The Decision-Making Trap: How Leaders Avoid the Obvious Choice
The best decision is often the one leaders spend the least time defending.
When a choice feels inevitable—when the data aligns, the path clarifies, and the outcome seems assured—something curious happens in the executive mind. Doubt creeps in. Not the productive kind that sharpens thinking, but the paralyzing kind that whispers: if this were truly right, wouldn't it be harder? Leaders begin constructing complexity where none exists, layering analysis onto certainty, seeking permission to delay what they already know must happen.
This is the decision-making trap, and it operates on a principle most executives won't admit: obvious choices feel risky because they lack the protective cover of deliberation.
Consider the executive who knows a underperforming division should be restructured. The financials are clear. The market has shifted. Competitors moved years ago. Yet instead of acting, she commissions another study. Then a task force. Then a consultant's perspective. Each layer of analysis serves a purpose, but not the stated one. It's not about gathering information—it's about distributing responsibility. If the decision emerges from a process involving multiple stakeholders, multiple viewpoints, multiple rounds of refinement, then the outcome becomes less her decision and more the organization's conclusion. The risk transfers.
The obvious choice demands ownership in a way that complex decisions don't. When you've agonized over something, when you've weighed competing frameworks and navigated genuine tradeoffs, you've earned the right to say: I made a judgment call. But when the answer is plain? There's nowhere to hide. You simply chose.
This is why leaders often prefer hard problems to obvious ones. Hard problems are respectable. They justify extended timelines. They accommodate multiple perspectives. They feel like leadership. An obvious problem that you delay solving, by contrast, starts to feel like avoidance—and avoidance is the one thing leaders cannot admit to themselves.
The cost of this trap compounds quickly. The division that should have been restructured six months ago has now lost more talent. The market window has narrowed. The organization has spent resources on analysis that could have funded the transition. Worst of all, the delay has signaled to the broader team that obvious problems don't get solved—they get studied. This creates a culture where clarity becomes suspicious and action becomes something that requires permission from complexity.

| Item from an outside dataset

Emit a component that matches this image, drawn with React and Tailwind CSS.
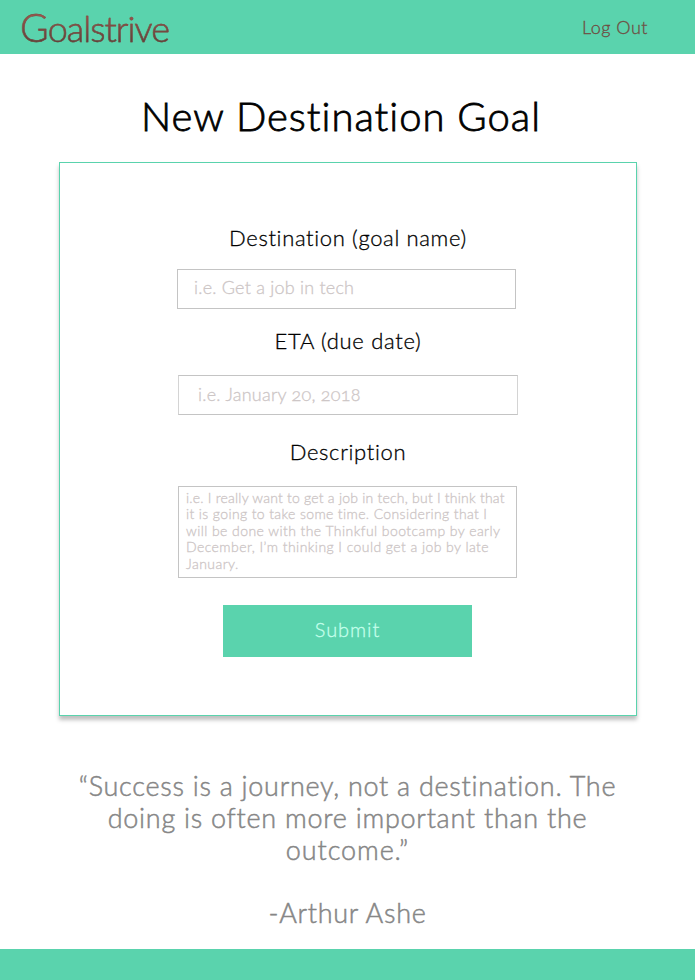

What separates leaders who avoid this trap from those who fall into it isn't intelligence or access to better information. It's a willingness to accept that some decisions are supposed to be straightforward. The obvious choice doesn't need to be complicated to be right. In fact, the urge to complicate it is often a sign that you're fighting against what you already know.
This requires a specific kind of confidence—not the bravado that dismisses nuance, but the maturity that recognizes when nuance is an excuse. It means being able to say: the data is clear, the path is evident, and we're moving forward. It means tolerating the discomfort of a decision that feels too easy, because the alternative is a decision that never gets made.
The leaders who move fastest aren't necessarily the ones with the most information. They're the ones comfortable enough with themselves to act on what's obvious, to accept that clarity is sometimes a gift rather than a trap, and to understand that the real risk isn't in choosing the obvious path—it's in endlessly preparing to choose it.